Вместе с учителем Кощей внушил ему правила поведения и наконец улетел на машине поменьше гравитоплана, каких Сташка на Астре никогда не видел. Дышать стало еще легче. И тихо стало – никто больше не уродовал Чар бесконечными инфинитивами. Общий, главный государственный язык Сташка на Астре только-только начал учить и знал только алфавит да горсточку слов. Язык Астры учителя, с которыми он остался, не знали. Объяснялись жестами, но жизнь, казалось Сташке, течет свободно и легко, как веселая, глубокая, искрящаяся под солнцем река. Все хорошо. Взрослых этих он и без слов пока хорошо понимал.
Его долго осматривал доктор, потом тренер немного погонял его в бассейне, потом Златовласка занималась с ним без перевода понятными математикой и физикой, и скоро наступил обед – с той же удобной, хотя, конечно, несколько избыточной сервировкой. Никогда в жизни Сташка не ел суп с таким удовольствием. Рыба оказалась еще вкуснее – в общем, десерт, как поэтически ни выглядел, привлечь его не смог. Неприлично захотелось спать – и врач тут же что-то сказал всем и отвел Сташку в его комнатку с полукруглым окном, которая нравилась и сама по себе такая белая, и потому, что здесь не было ничего лишнего, никаких комодов, ковров и игрушек.
Доктор велел отдыхать, хотя день еще не кончился, но разрешил взять из класса большие красивые книги с иллюстрациями. На них даже Астра была прекрасной. А разве нет? Там ему было плохо – но ведь дело не в планете и не в городе, а в нем самом… Сташка лежал в кроватке, листая тяжелые нарядные книги, созерцал созвездие на картинках и радость, тихая и настоящая, мешала дышать. Долго, совсем по-новому он разглядывал дивные города на картинках – тот северный, в котором он рос, выглядел одним из самых дивных, – пустыни, леса, горы, широкие реки, людей разных рас, храмы и сокровища, невероятно и привычно обжитый космос и огромные звездные корабли. В чем еще, в каких чудесах нуждается этот прекрасный, так грамотно устроенный, ухоженный мир созвездия, если тут потребовался какой-то там божественный ребенок? Которым почему-то может оказаться он. Почему-то? А кто катался на коньках в ледяной темноте? А кому Ярун роднее всех родных? А кто на самом деле – звездная зверюга бессмертная?

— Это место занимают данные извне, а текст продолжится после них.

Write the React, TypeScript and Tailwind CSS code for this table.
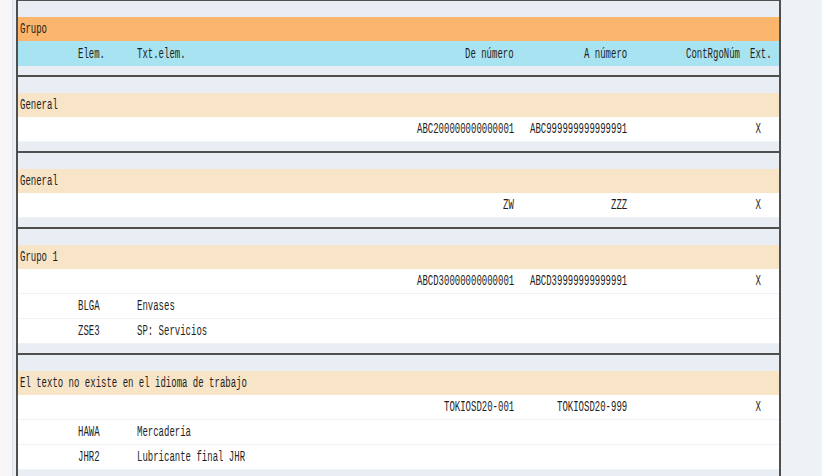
import type { ReactNode } from "react";

type Row = {
  elem?: string;
  txt?: string;
  from?: string;
  to?: string;
  cont?: string;
  ext?: string;
};

type Group = { title: string; rows: Row[] };

const groups: Group[] = [
  {
    title: "General",
    rows: [{ from: "ABC200000000000001", to: "ABC999999999999991", ext: "X" }],
  },
  {
    title: "General",
    rows: [{ from: "ZW", to: "ZZZ", ext: "X" }],
  },
  {
    title: "Grupo 1",
    rows: [
      { from: "ABCD30000000000001", to: "ABCD39999999999991", ext: "X" },
      { elem: "BLGA", txt: "Envases" },
      { elem: "ZSE3", txt: "SP: Servicios" },
    ],
  },
  {
    title: "El texto no existe en el idioma de trabajo",
    rows: [
      { from: "TOKIOSD20-001", to: "TOKIOSD20-999", ext: "X" },
      { elem: "HAWA", txt: "Mercadería" },
      { elem: "JHR2", txt: "Lubricante final JHR" },
    ],
  },
];

// SAP list font is a narrow courier, so squeeze a mono face horizontally
function T({ children, right }: { children?: ReactNode; right?: boolean }) {
  return (
    <span
      className={`inline-block shrink-0 whitespace-pre scale-x-[0.643] ${right ? "origin-right" : "origin-left"}`}
    >
      {children}
    </span>
  );
}

function Cells({ row }: { row: Row }) {
  return (
    <>
      <div className="w-[60px] shrink-0" />
      <div className="w-[59px] shrink-0 flex">
        <T>{row.elem}</T>
      </div>
      <div className="w-[273px] shrink-0 flex">
        <T>{row.txt}</T>
      </div>
      <div className="w-[104px] shrink-0 flex justify-end">
        <T right>{row.from}</T>
      </div>
      <div className="w-[113px] shrink-0 flex justify-end">
        <T right>{row.to}</T>
      </div>
      <div className="w-[113px] shrink-0 flex justify-end">
        <T right>{row.cont}</T>
      </div>
      <div className="flex-1 flex pl-[10px]">
        <T>{row.ext === "X" ? " X" : row.ext}</T>
      </div>
    </>
  );
}

export default function App() {
  return (
    <div className="w-[822px] h-[476px] overflow-hidden flex bg-white text-[14px] leading-none text-[#1e1e1e] font-['Courier_New','Liberation_Mono',monospace]">
      <div className="w-[12px] bg-[#f7f7f7]" />
      <div className="w-[4px] bg-[#edf0f5] border-l border-[#d9dce2]" />

      <div className="w-[765px] shrink-0 border-x-2 border-[#4f4f4f] bg-[#e9eef5]">
        <section className="border-t border-[#4f4f4f] pt-[16px] pb-[9px]">
          <div className="h-[24px] flex items-center pl-[2px] bg-[#fbb56c]">
            <T>Grupo</T>
          </div>
          <div className="h-[25px] flex items-center bg-[#a8e3f1]">
            <Cells row={{ elem: "Elem.", txt: "Txt.elem.", from: "De número", to: "A número", cont: "ContRgoNúm", ext: "Ext." }} />
          </div>
        </section>

        {groups.map((g, i) => (
          <section key={i} className="border-t-2 border-[#4f4f4f] pt-[16px] pb-[9px]">
            <div className="h-[24px] flex items-center pl-[2px] bg-[#f8e4c7]">
              <T>{g.title}</T>
            </div>
            {g.rows.map((r, j) => (
              <div key={j} className="h-[25px] flex items-center bg-white border-b border-[#eef1f5]">
                <Cells row={r} />
              </div>
            ))}
          </section>
        ))}
      </div>

      <div className="flex-1 bg-[#eef1f6]" />
    </div>
  );
}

Глаза склеивались. Он вытянулся на теплой кроватке и тут же ухнул в сон, и никаких видений больше не хотел, только слышал, как время шумит морем, идет к вечеру, и в ночь. Но в глубокой темноте середины ночи он проснулся от собственных слез, и никак не мог успокоиться, пряча плач в подушку и никак не понимая, о чем плачет.